During her talk at Mt. Hood, she spoke of her own struggles with dyslexia and her experiences with a special education student with Down syndrome, Molly.

“Molly was my first teacher in disability…[she] helped me accept my own disabilities,” said Aguirre.

What consent means

As more students entered the Student Union, she brought up federal judge Brett Kavanaugh, the Supreme Court nominee that has been accused of sexual assault by psychology professor Christine Blasey Ford, and, former Stanford University swimmer Brock Turner, found guilty of sexual assault (and at the center of a controversial, light criminal sentence).

Of Kavanaugh, Aguirre said, “It’s hard to say (his) name without wanting to throw up.”

Before beginning her next poem, she dedicated the piece to Turner. 

The poem went through different situations in which she states “there is no ‘yes.’ ” Aguirre lists situations that are often said to be “muddied” when it comes to consent, painting a clear picture for her audience of just what consent means.

“There is no ‘yes’ in a blackout… There is no ‘yes’ no matter how malleable my consent feels to you,” she writes in her poem titled, “For Brock Turner and All the Men Like Him.”

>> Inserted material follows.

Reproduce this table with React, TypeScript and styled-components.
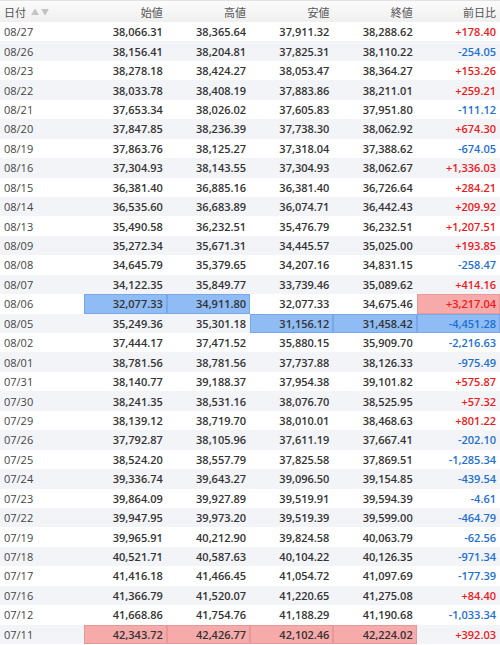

Her work has been featured by The Huffington Post, Latina Magazine, and All Def Digital. She also has performed at events such as the Women for Racial Justice Breakfast and the Adelante Mujer Latina conference.

Aguirre is the co-founder of the Latina Feminist Poetry Collective, Chingona Fire, that organizes events for women of color in Los Angeles. She also has taught poetry workshops at many high schools, universities, and organizations including InsideOut Writers, Homeboy Industries, and La Pintoresca Teen Education Center.

Her book, “Confessions of a Firework”, was published in 2016 by the World Stage Press and contains poems and writing prompts.